FB: ML and artificial AI play the most fundamental roles in continuously improving BOTSBI’s perception capabilities. Through AI, BOTSBI learns from interactions with students and faculty, refining its natural language processing to better understand complex questions and contextual nuances. ML models allow BOTSBI to improve its visual recognition and predictive capabilities, enabling it to adapt to new environments, anticipate student needs, and provide more accurate and personalised responses over time.
CD: In a recent project focused on visual inspection, we leveraged both conventional and ML-based approaches for our perception pipeline. Initially, we used traditional computer vision techniques to detect specific features like edges and corners, which worked well for simple alignment tasks. However, as we encountered more complex and dynamic attributes to the tasks, we found these methods struggled to scale effectively.
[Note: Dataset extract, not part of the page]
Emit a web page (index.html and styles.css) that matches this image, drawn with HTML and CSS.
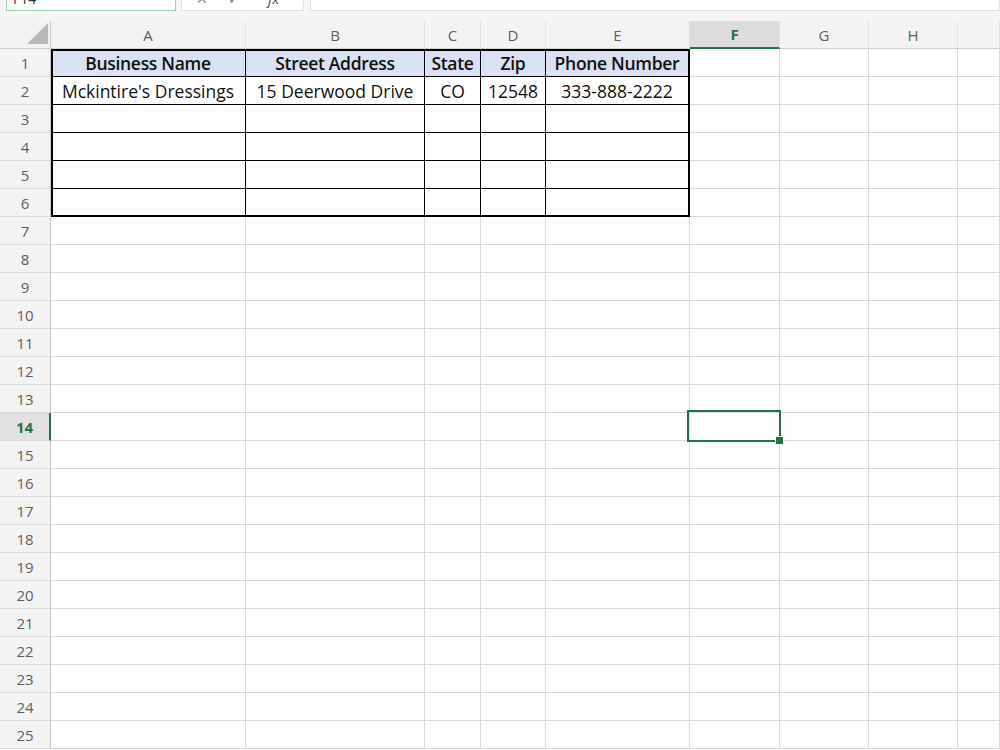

To address this challenge, we implemented modern machine learning models, particularly convolutional neural networks, for automatic feature identification and extraction. These models, pre-trained on large datasets of industrial components and assemblies, proved to be much more adaptable. They required less manual tuning of specific target features and demonstrated impressive generalisation across various types of alignment inspection tasks.
This shift to ML-based perception significantly improved our system’s ability to handle diverse components and varying lighting conditions on our artefacts. It also reduced the need for extensive reprogramming when introducing new products or slight variations in existing ones, greatly enhancing the flexibility and efficiency of our visual inspection process.